Servers use Link to signal resource hints (preload, prefetch, preconnect), declare canonical URLs for search engines, indicate alternate language versions, and specify stylesheets or icons. The header is processed before the HTML body arrives, giving the browser an early opportunity to act on resource hints and begin fetching critical assets.
The rel parameter is required for every link and
identifies the relationship type. Additional parameters
like as, type, crossorigin, and hreflang refine how
the browser handles each link. The
Content-Type of the linked resource
influences browser behavior when processing certain
relation types.
Note
The HTTP Link header is semantically equivalent to
the HTML <link> element, but browser support for
certain relation types differs. Most browsers do not
apply a CSS stylesheet referenced only in the HTTP
Link header.
Directives
rel
The rel parameter is required. The value describes the
relationship between the current resource and the linked
resource. Common values include preload, prefetch,
preconnect, dns-prefetch, stylesheet, canonical,
and alternate.
as
The as parameter specifies the resource type when using
rel="preload" or rel="prefetch". Values include
script, style, image, font, video, audio,
document, and fetch. The browser uses this to set the
correct request priority and apply content security
policies.
type
The type parameter declares the MIME type of the linked
resource. The browser skips the fetch when the declared
type is not supported.
crossorigin
The crossorigin parameter controls the CORS
mode for the request. The value anonymous sends a
request without credentials. The value use-credentials
includes cookies and HTTP authentication. Omitting the
parameter sends a no-cors request for applicable
resource types.
hreflang
The hreflang parameter specifies the language of the
linked resource.
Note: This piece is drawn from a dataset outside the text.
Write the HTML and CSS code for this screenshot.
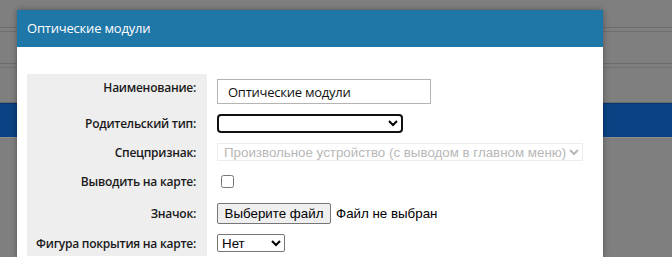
FILE: index.html
```html
<!DOCTYPE html>
<html lang="ru">
<head>
<meta charset="utf-8">
<title>Оптические модули</title>
<link rel="stylesheet" href="styles.css">
</head>
<body>
<div class="page">
  <div class="band band-top"></div>
  <div class="band band-mid"></div>
  <div class="band band-low"></div>
  <div class="navbar"></div>
</div>
<div class="dialog">
  <div class="dialog-header">Оптические модули</div>
  <div class="dialog-body">
    <div class="form">
      <div class="lbl r1">Наименование:</div>
      <div class="val r1"><input class="text-input" type="text" value="Оптические модули"></div>

      <div class="lbl r2">Родительский тип:</div>
      <div class="val r2"><select class="sel sel-parent"><option></option></select></div>

      <div class="lbl r3">Спецпризнак:</div>
      <div class="val r3"><select class="sel sel-spec" disabled><option>Произвольное устройство (с выводом в главном меню)</option></select></div>

      <div class="lbl r4">Выводить на карте:</div>
      <div class="val r4"><input class="check" type="checkbox"></div>

      <div class="lbl r5">Значок:</div>
      <div class="val r5"><span class="file-btn">Выберите файл</span><span class="file-name">Файл не выбран</span></div>

      <div class="lbl r6">Фигура покрытия на карте:</div>
      <div class="val r6"><select class="sel sel-shape"><option>Нет</option></select></div>
    </div>
  </div>
</div>
</body>
</html>
```

FILE: styles.css
```css
html, body {
  margin: 0;
  padding: 0;
}
body {
  width: 672px;
  height: 257px;
  overflow: hidden;
  background: #7f7f7f;
  position: relative;
  font-family: "Open Sans", "Noto Sans", sans-serif;
}
.page {
  display: flex;
  flex-direction: column;
}
.band {
  box-sizing: border-box;
}
.band-top {
  height: 32px;
  border-bottom: 1px solid #6f6f6f;
  box-shadow: inset 0 -3px 0 #7f7f7f, inset 0 -4px 0 #6c6c6c;
}
.band-mid {
  height: 36px;
  border-bottom: 1px solid #6f6f6f;
  box-shadow: inset 0 -3px 0 #7f7f7f, inset 0 -4px 0 #6c6c6c;
}
.band-low {
  height: 35px;
  border-bottom: 1px solid #6a6a6a;
}
.navbar {
  height: 33px;
  background: #0a4283;
  border-top: 1px solid #073670;
  border-bottom: 1px solid #8c8c8c;
}
.dialog {
  position: absolute;
  left: 17px;
  top: 10px;
  width: 586px;
  height: 247px;
  overflow: hidden;
  background: #fff;
  box-shadow: 0 0 6px rgba(0,0,0,0.35);
}
.dialog-header {
  height: 37px;
  background: #1f77a7;
  color: #fff;
  font-size: 13px;
  letter-spacing: -0.2px;
  line-height: 37px;
  padding-left: 10px;
}
.dialog-body {
  padding: 27px 10px 0 10px;
}
.form {
  display: grid;
  grid-template-columns: 180px 1fr;
  grid-template-rows: 35px 29px 28px 30px 34px 26px;
}
.lbl {
  background: #eeeeee;
  text-align: right;
  padding-right: 11px;
  font-size: 12px;
  letter-spacing: -0.25px;
  font-weight: 600;
  color: #1a1a1a;
  display: flex;
  align-items: center;
  justify-content: flex-end;
}
.lbl.r1 { padding-bottom: 9px; box-sizing: border-box; }
.val {
  padding-left: 10px;
  display: flex;
  align-items: center;
}
.val.r1 { align-items: flex-start; padding-top: 5px; box-sizing: border-box; }
.text-input {
  box-sizing: border-box;
  width: 214px;
  height: 25px;
  border: 1px solid #b4b4b4;
  padding: 0 10px;
  margin: 0;
  font-family: "Open Sans", "Noto Sans", sans-serif;
  font-size: 13px;
  letter-spacing: -0.25px;
  color: #111;
  outline: none;
}
.sel {
  box-sizing: border-box;
  margin: 0;
  font-family: "Liberation Sans", Arial, sans-serif;
  font-size: 13.333px;
  background: #fff;
  color: #000;
}
.sel-parent {
  width: 186px;
  height: 19px;
  border: 2px solid #101010;
  border-radius: 4px;
}
.sel-spec {
  width: 366px;
  height: 18px;
  border: 1px solid #e4e4e4;
  color: #9a9a9a;
  background: #fff;
  padding-left: 2px;
}
.sel-shape {
  width: 68px;
  height: 18px;
  border: 1px solid #767676;
  border-radius: 2px;
}
.check {
  box-sizing: border-box;
  width: 13px;
  height: 13px;
  margin: 0 0 0 4px;
}
.file-btn {
  box-sizing: border-box;
  height: 21px;
  width: 114px;
  border: 1px solid #767676;
  border-radius: 2px;
  background: #efefef;
  font-family: "Liberation Sans", Arial, sans-serif;
  font-size: 13.333px;
  line-height: 19px;
  text-align: center;
  color: #000;
}
.file-name {
  margin-left: 5px;
  font-family: "Liberation Sans", Arial, sans-serif;
  font-size: 13.333px;
  color: #000;
}
```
Used with rel="alternate" to declare
language or regional variants of a page.
title
The title parameter provides a human-readable label for
the linked resource. Used primarily with rel="alternate"
to name different feed formats or language versions.
anchor
The anchor parameter overrides the context URI for the
link. Instead of the current resource acting as the link
source, the specified URI becomes the anchor.
media
The media parameter specifies a media query restricting
when the linked resource applies. The browser fetches the
resource only when the media condition matches.
Example
A server tells the browser to preload a critical font file
before the HTML body arrives. The as parameter sets the
resource type, and crossorigin enables CORS because font
requests require CORS.
Link: </fonts/main.woff2>; rel="preload"; as="font"; type="font/woff2"; crossorigin
A preconnect hint establishes an early connection to a third-party origin, reducing latency for subsequent requests.
Link: <https://cdn.example.re>; rel="preconnect"
A DNS prefetch hint resolves a hostname before the browser needs resources from the origin.
Link: <https://analytics.example.re>; rel="dns-prefetch"
A canonical declaration in the HTTP header tells search engines the preferred URL for a page with multiple addresses.
Link: <https://example.re/article>; rel="canonical"
Alternate language versions declared with hreflang
indicate localized content. The x-default value serves
as a catch-all for unmatched locales.
Link: <https://example.re/en/>; rel="alternate"; hreflang="en",
<https://example.re/de/>; rel="alternate"; hreflang="de",
<https://example.re/>; rel="alternate"; hreflang="x-default"
A preload hint for a render-critical stylesheet. The browser fetches the stylesheet at high priority.
Link: </css/critical.css>; rel="preload"; as="style"
Takeaway
The Link header provides a mechanism for expressing resource relationships in HTTP headers, enabling early resource hints, canonical declarations, and language alternates independent of the HTML body.